Recently, the latest WARC figures on the growth of online ad spend picked up a number of column inches in the UK press, especially with lurid headlines such as ‘Social media ad spend plummets amid decline in trust‘.

These pieces focused on Facebook’s lingering trust issues following the Cambridge Analytica scandal in 2018, informing a slowing of the near relentless growth of social media ad spend in the first three months of this year. For those of us working in social media on the brand side, surely a cause for concern when it comes to our hard-won budgets and their effectiveness, you might think? Well, you might be wrong.

Correlation not causation?

The situation when it comes to social is often far more nuanced than the headlines can or want to make out. Correlation does not always mean causation and those looking to get to the crux of the matter need to ask more questions.

For example, have marketers seen that due to the sophistication in the way they test and learn, that their marketing spend is more efficient and thus they are not needing to spend as much?

Within the social channels over the last couple of years, ad placement options have been expanded to enable greater choice in how budgets are spent, against more cost-effective measures. Strategically, there has been a shift by marketers to buying based on niche targeting options on social, as it is becoming more apparent that approaching a more defined audience combined with social intent signals is more valuable in the long run.

Also worth consideration are other market forces such as the impact of Brexit, economic uncertainty and how this may have impacted on available marketing budgets – which has nothing to do with trust issues.

Strategy at a local level

To make a balanced and objective opinion when it comes to the real state of play in social, I would always err on the side of caution – looking at the raw data as well as each platform’s individual performance rather than global, more generic ‘by channel’ trends.

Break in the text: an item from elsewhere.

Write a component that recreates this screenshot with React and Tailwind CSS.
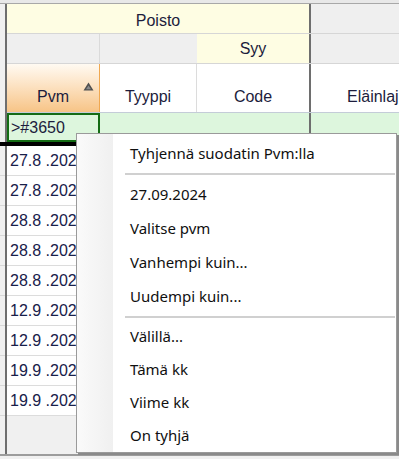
import React from "react";

const rows = [
  "27.8 .202",
  "27.8 .202",
  "28.8 .202",
  "28.8 .202",
  "28.8 .202",
  "12.9 .202",
  "12.9 .202",
  "19.9 .202",
  "19.9 .202",
];

const MenuItem = ({ label, h }) => (
  <div className={`flex items-center pl-[53px] ${h}`}>{label}</div>
);

const Separator = () => (
  <div className="flex h-[7px] items-center pl-[48px] pr-[1px]">
    <div className="h-[2px] w-full bg-[#d0d0d0]" />
  </div>
);

export default function App() {
  return (
    <div className="relative h-[459px] w-[399px] overflow-hidden bg-[#f0f0f0] font-['Liberation_Sans',Arial,sans-serif] text-[16px] text-[#1c1c3c]">
      {/* top strip */}
      <div className="h-[4px] bg-[#e8e8e8] border-b border-[#a8a8a8]" />

      <div className="flex">
        {/* row header column */}
        <div className="w-[5px] shrink-0" />
        <div className="w-[2px] shrink-0 bg-[#6e6e6e]" />

        <div className="flex-1">
          {/* group header row */}
          <div className="flex h-[30px] border-b border-[#d6d6d6]">
            <div className="flex w-[302px] items-center justify-center bg-[#fefde3] pt-[4px]">
              Poisto
            </div>
            <div className="w-[2px] bg-[#6e6e6e]" />
            <div className="flex-1 bg-[#efefef]" />
          </div>

          {/* sub header row */}
          <div className="flex h-[30px] border-b border-[#d6d6d6]">
            <div className="w-[93px] border-r border-[#dadada] bg-[#efefef]" />
            <div className="w-[97px] bg-[#efefef]" />
            <div className="flex w-[112px] items-center justify-center bg-[#fefde3]">
              Syy
            </div>
            <div className="w-[2px] bg-[#6e6e6e]" />
            <div className="flex-1 bg-[#efefef]" />
          </div>

          {/* column header row */}
          <div className="flex h-[49px] border-b border-[#c4ccd8]">
            <div className="relative flex w-[93px] items-end justify-center border-r border-[#f0a850] bg-gradient-to-b from-[#fffaf2] to-[#f7c486] pb-[3px]">
              Pvm
              <svg
                className="absolute right-[5px] top-[18px]"
                width="11"
                height="9"
                viewBox="0 0 11 9"
              >
                <polygon points="5.5,0.5 10.5,8.5 0.5,8.5" fill="#4f4f4f" />
                <polygon points="5.5,3.5 8,7.2 3,7.2" fill="#8a8a8a" />
              </svg>
            </div>
            <div className="flex w-[97px] items-end justify-center border-r border-[#dcdcdc] bg-white pb-[3px]">
              Tyyppi
            </div>
            <div className="flex w-[112px] items-end justify-center bg-white pb-[3px]">
              Code
            </div>
            <div className="w-[2px] bg-[#6e6e6e]" />
            <div className="flex flex-1 items-end overflow-hidden whitespace-nowrap bg-white pb-[3px] pl-[36px]">
              Eläinlaji
            </div>
          </div>

          {/* filter row */}
          <div className="flex h-[29px] bg-[#ddf6dd]">
            <div className="flex w-[93px] items-center border-2 border-[#146c14] pl-[2px] leading-none">
              &gt;#3650
            </div>
            <div className="w-[97px]" />
            <div className="w-[112px]" />
            <div className="w-[2px] bg-[#6e6e6e]" />
            <div className="flex-1" />
          </div>
        </div>
      </div>

      {/* thick separator */}
      <div className="h-[4px] bg-black" />

      {/* data rows */}
      <div className="flex">
        <div className="w-[5px] shrink-0">
          {rows.map((r, i) => (
            <div key={i} className="h-[30px] border-b border-[#d8d8d8]" />
          ))}
        </div>
        <div className="w-[2px] shrink-0 bg-[#6e6e6e]" />
        <div className="flex-1 bg-white">
          {rows.map((r, i) => (
            <div
              key={i}
              className="flex h-[30px] items-center border-b border-[#dcdcdc] pl-[3px] text-[#18204a]"
            >
              {r}4
            </div>
          ))}
        </div>
      </div>

      {/* bottom area */}
      <div className="flex h-[38px]">
        <div className="w-[5px]" />
        <div className="w-[2px] bg-[#6e6e6e]" />
        <div className="flex-1 bg-[#f0f0f0]" />
      </div>
      <div className="h-[2px] bg-[#9c9c9c]" />

      {/* context menu */}
      <div className="absolute left-[76px] top-[133px] flex w-[321px] border border-[#9a9a9a] bg-white pt-[2px] font-['Noto_Sans',sans-serif] text-[15px] text-[#101010] shadow-[2px_2px_0_#8a8a8a]">
        <div className="absolute bottom-0 left-0 top-0 w-[36px] bg-gradient-to-r from-[#fafafa] to-[#f0f0f0]" />
        <div className="relative flex-1">
          <MenuItem label="Tyhjennä suodatin Pvm:lla" h="h-[34px]" />
          <Separator />
          <MenuItem label="27.09.2024" h="h-[34px]" />
          <MenuItem label="Valitse pvm" h="h-[34px]" />
          <MenuItem label="Vanhempi kuin..." h="h-[34px]" />
          <MenuItem label="Uudempi kuin..." h="h-[34px]" />
          <Separator />
          <MenuItem label="Välillä..." h="h-[33px]" />
          <MenuItem label="Tämä kk" h="h-[33px]" />
          <MenuItem label="Viime kk" h="h-[33px]" />
          <MenuItem label="On tyhjä" h="h-[33px]" />
        </div>
      </div>
    </div>
  );
}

As a hands-on social media professional, I know that my strategies are set by my audiences, their preferences, and the localised business objectives for my parent organisation in their specific industry sector, rather than setting a global, broad-brush approach to assess media channels by geography and sales performance. The only organisations who really benefit from this kind of a global view of channel sales metrics are the social media channels themselves.

The WARC findings don’t give a specific view of UK social media ad spend either, so for those more jittery about hanging on to their budgets here it would be wise to wait for a more UK-specific picture before shifting spend around.

Seasonality and audience volumes

Seasonality can also play a significant role when it comes to bumps in sales figures. For example, in Facebook’s Q1 investor update they highlighted that ad spend was down quarter-on-quarter in Europe. But then, Q4 is typically so high thanks to heightened and more expensive Christmas, Boxing Day Sales and even student back-to-university promotional activity – itself a double-edged sword as some brands will actively avoid spending at such a peak time of year.

Year-on-year from 2018 to 2019, spend in Europe was up 21% – yes, slowing down, but largely due to some fast growing markets on the continent plateauing. It’s hardly cause for dramatic concern or language such as ‘plummets’. Even the recent Bellwether from the IPA, possibly one of the more pessimistic, industry-wide, for some time, still registered the internet as the medium seeing the greatest upward revision in marketing budgets for the quarter ahead. Other market forces are, of course, at work beyond trust in social channels, and the Bellwether is the strongest indicator that decision makers around the country are placing considerable faith, during difficult times, in the results which digital marketing as a whole can deliver.

It’s also easy for non-industry insiders to forget that social has enjoyed a phenomenal boom – but we’re now on a journey to make it all much more effective. There is a tremendous focus in the industry right now to curb the ‘wild west’ boomtown mentality and improve the brand safety measures which are being introduced by the social channels. This will over time have a knock on impact on audience volumes, but should impact positively on the quality and likely return from those engagements.

Brand safety doesn’t mean avoiding social

Speaking from my experience at Direct Line Group, we are very focused on brand safety, working closely with a number of channels to protect and enforce the measures in place to safeguard company assets and communications in the digital space, and the consumers we are seeking to engage. This informs the decisions we make on which ad formats and placements we use from a strategic perspective – but it doesn’t mean we avoid the channels these products are offered through on a wholesale basis.

Most importantly, advertisers are only going to move away from social and digital channels when their target audiences are not using them. Perhaps most telling here is Twitter’s growth to date and Facebook’s recent revenue boost – even after the record fine they paid to the FTC in the US, and the lingering concern after Cambridge Analytica. Facebook’s earnings have exceeded expectations now for two consecutive quarters, a fact which simply would not be the case if users were abandoning the platform in droves. It continues to provide a valuable service in people’s lives, and brands will continue to plug into that access. There will always be some users who decide to unsubscribe due to privacy concerns, just as user attrition will continue for any number of other reasons too.

The industry as a whole must remain open and optimistic about the possibilities which continue to be driven by social, and not taken in by sensationalist sweeping statements which don’t deliver on the detail.